PARIS (Reuters) - France sought on Tuesday to break the deadlock over plans among 11 EU countries for a tax on financial transactions with a proposal to levy a fee on trading shares in their companies' according to where brokers are based.
The countries involved are struggling to agree the scope of the tax, designed to make banks pay for the public aid they received in the 2007-09 financial crisis, and how it will be applied before a Dec. 31 deadline for a deal.
Finance ministers are due to discuss the tax on Friday in Brussels. Failure to get a deal by the year-end deadline would be a political embarrassment for France and Germany, the tax's main backers from the start.
The countries planning to apply the tax are divided between those wanting a levy on companies shares based on where the firm is based, and those wanting it applied according to where the bank dealing in the shares is based, French Finance Minister Michel Sapin said in a contribution published in Les Echos newspaper in France and Handelsblatt in Germany.
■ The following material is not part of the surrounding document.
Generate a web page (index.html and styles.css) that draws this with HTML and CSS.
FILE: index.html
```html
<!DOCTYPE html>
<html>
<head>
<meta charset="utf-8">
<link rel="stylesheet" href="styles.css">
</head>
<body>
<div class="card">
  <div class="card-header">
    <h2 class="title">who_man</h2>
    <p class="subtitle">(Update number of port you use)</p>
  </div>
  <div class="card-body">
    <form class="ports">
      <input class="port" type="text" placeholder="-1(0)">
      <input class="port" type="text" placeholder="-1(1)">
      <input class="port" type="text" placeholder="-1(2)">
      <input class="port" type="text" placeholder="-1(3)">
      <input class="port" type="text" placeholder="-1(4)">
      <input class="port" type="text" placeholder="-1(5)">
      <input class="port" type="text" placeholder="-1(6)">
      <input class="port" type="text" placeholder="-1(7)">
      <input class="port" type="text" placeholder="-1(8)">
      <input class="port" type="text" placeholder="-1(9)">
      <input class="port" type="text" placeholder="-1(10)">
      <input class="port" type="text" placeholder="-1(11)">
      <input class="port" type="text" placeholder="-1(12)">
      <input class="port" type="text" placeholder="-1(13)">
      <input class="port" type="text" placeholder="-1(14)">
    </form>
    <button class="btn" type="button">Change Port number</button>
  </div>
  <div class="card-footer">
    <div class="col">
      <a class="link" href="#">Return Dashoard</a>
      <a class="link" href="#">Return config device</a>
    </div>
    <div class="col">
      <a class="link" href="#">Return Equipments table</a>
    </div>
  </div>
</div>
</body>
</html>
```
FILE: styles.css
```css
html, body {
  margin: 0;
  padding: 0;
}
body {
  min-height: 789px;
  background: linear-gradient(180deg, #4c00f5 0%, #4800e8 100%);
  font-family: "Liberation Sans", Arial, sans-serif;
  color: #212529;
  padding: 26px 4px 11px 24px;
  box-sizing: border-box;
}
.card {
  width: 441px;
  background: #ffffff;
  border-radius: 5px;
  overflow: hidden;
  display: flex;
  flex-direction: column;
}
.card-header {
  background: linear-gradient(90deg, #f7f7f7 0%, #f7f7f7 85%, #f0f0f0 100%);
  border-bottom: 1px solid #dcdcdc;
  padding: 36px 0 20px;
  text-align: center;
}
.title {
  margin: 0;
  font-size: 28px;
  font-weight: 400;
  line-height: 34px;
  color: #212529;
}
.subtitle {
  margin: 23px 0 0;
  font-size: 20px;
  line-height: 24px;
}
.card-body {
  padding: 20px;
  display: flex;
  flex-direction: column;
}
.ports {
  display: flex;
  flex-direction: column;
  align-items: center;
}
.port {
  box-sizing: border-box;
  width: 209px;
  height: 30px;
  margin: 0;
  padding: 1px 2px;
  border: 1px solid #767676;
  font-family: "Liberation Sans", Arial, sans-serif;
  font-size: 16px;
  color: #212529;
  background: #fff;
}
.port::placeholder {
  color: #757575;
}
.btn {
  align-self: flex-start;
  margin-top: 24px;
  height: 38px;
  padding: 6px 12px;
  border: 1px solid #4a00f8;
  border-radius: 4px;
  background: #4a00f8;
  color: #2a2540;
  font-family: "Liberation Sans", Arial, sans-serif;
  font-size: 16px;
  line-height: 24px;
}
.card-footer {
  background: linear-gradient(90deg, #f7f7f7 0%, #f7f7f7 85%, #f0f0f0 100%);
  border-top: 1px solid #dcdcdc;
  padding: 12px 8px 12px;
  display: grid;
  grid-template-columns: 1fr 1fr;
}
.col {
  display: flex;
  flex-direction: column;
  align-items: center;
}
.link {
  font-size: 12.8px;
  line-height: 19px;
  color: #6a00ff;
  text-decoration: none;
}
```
Some smaller countries have been concerned that a levy only based on where a company is based would yield little revenue since they generally have fewer listed firms.
Sapin said the tax should apply to listed companies based in the 11 countries but that the revenues received should go to the country hosting the bank that handled the transaction.
"Thus, in the case of a share in a French company bought by a Portuguese bank, the revenue would go to Portugal," Sapin wrote, describing his proposal as a "compromise".
"If the same share were bought by a French bank or a bank residing outside of the 11 countries (applying the tax), the revenue would go to France," he added.
Turning to the equally tricky issue of what financial derivatives to cover, Sapin said all credit default swaps that are not handled by clearing houses should be targeted from the get-go.
In Berlin, a spokesman for German Finance Minister Wolfgang Schaeuble said that the ministries of both countries were working closely together in the matter of shaping the financial transaction tax.
"Germany is always open to compromises. It remains our goal to combine a preferably broad tax base with low tax rates," the spokesman said.
Separately, Les Echos reported that the French government was considering applying a 20 percent residency tax on second homes in particularly tight housing markets.